Isle is still Linux-only as of this release. Sorry!

SHA256s

SHA256s GPG signature

64-bit Intel/AMD:

x86_64 (AppImage)

x86_64 (Pacman)

x86_64 (Debian)

64-bit ARM:

aarch64 (AppImage)

aarch64 (Pacman)

aarch64 (Debian)

For Raspberry Pi (2 and older) and other 32-bit ARM devices:

armv6l (Pacman)

armv6l (Debian)

32-bit Intel/AMD (untested):

i686 (AppImage)

i686 (Pacman)

i686 (Debian)

Release Notes

All documentation related to the following changes has been updated accordingly in the Isle repo.

Isle development repo

Allow Joining Multiple Networks

This is the major improvement around which this release revolves. It is now possible to join multiple networks on the same host. Each network is managed independently of the others by the Isle daemon, such that no resources are ever shared between them. Implementing this required significant refactoring of how sub-processes are managed, as well as how networks are configured and how the configuration is propagated to them.

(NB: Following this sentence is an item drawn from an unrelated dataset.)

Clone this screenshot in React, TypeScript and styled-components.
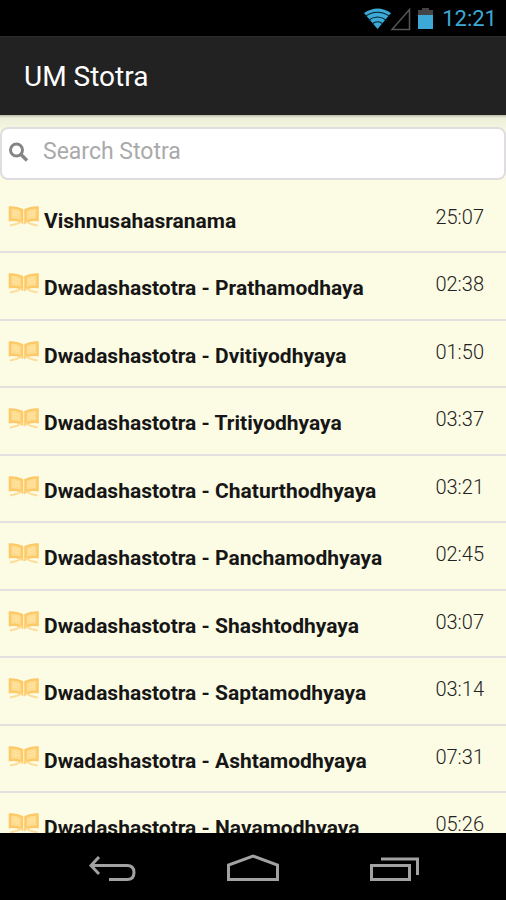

CLI-Based Network Configuration

Previously it was required to use the `daemon.yml` file to configure resources like the VPN public address and storage allocations on a host. It is now possible to configure these on the command-line instead. The user can decide if they wish to use the configuration file or the command-line on a network-by-network basis.

With this change in place it is now possible to implement a GUI on top of Isle, where this wasn't previously worthwhile. If the configuration file was the only way to make changes the GUI wouldn't be able to do much except view the current configuration. Now it will be able to also make changes, removing the need for the user to make any actions outside the GUI at all.

New Testing Framework (Again!)

The previous testing framework based on shell scripts wasn't cutting it. The new framework is based out of Go's normal testing framework, which brings to the table niceities like parallel tests, better logging management, and improving iteration time by removing the need to recompile the AppImage for every run.

The motivation for a new testing framework came primarily while implement the CLI-based network configuration feature described above. This feature required significant refactors and new code around checking for configuration changes and propagating them to sub-processes in a sane way. These changes were quite tricky, and it was necessary to add far more testing than was previously implemented. At this point there is very little of Isle which is not covered by tests.

Testing is one of those things that has a high up-front cost but pays dividends down the road. A strong testing foundation eventually speeds up the development of new features by giving the developer a more convenient way to set up scenarios and inspect the behavior of the feature in them. And as more functionality is developed the tests will help give confidence that changes aren't breaking existing functionality. So while user-facing features are always the highlight of a release, this is the part of this release I am personally most excited about.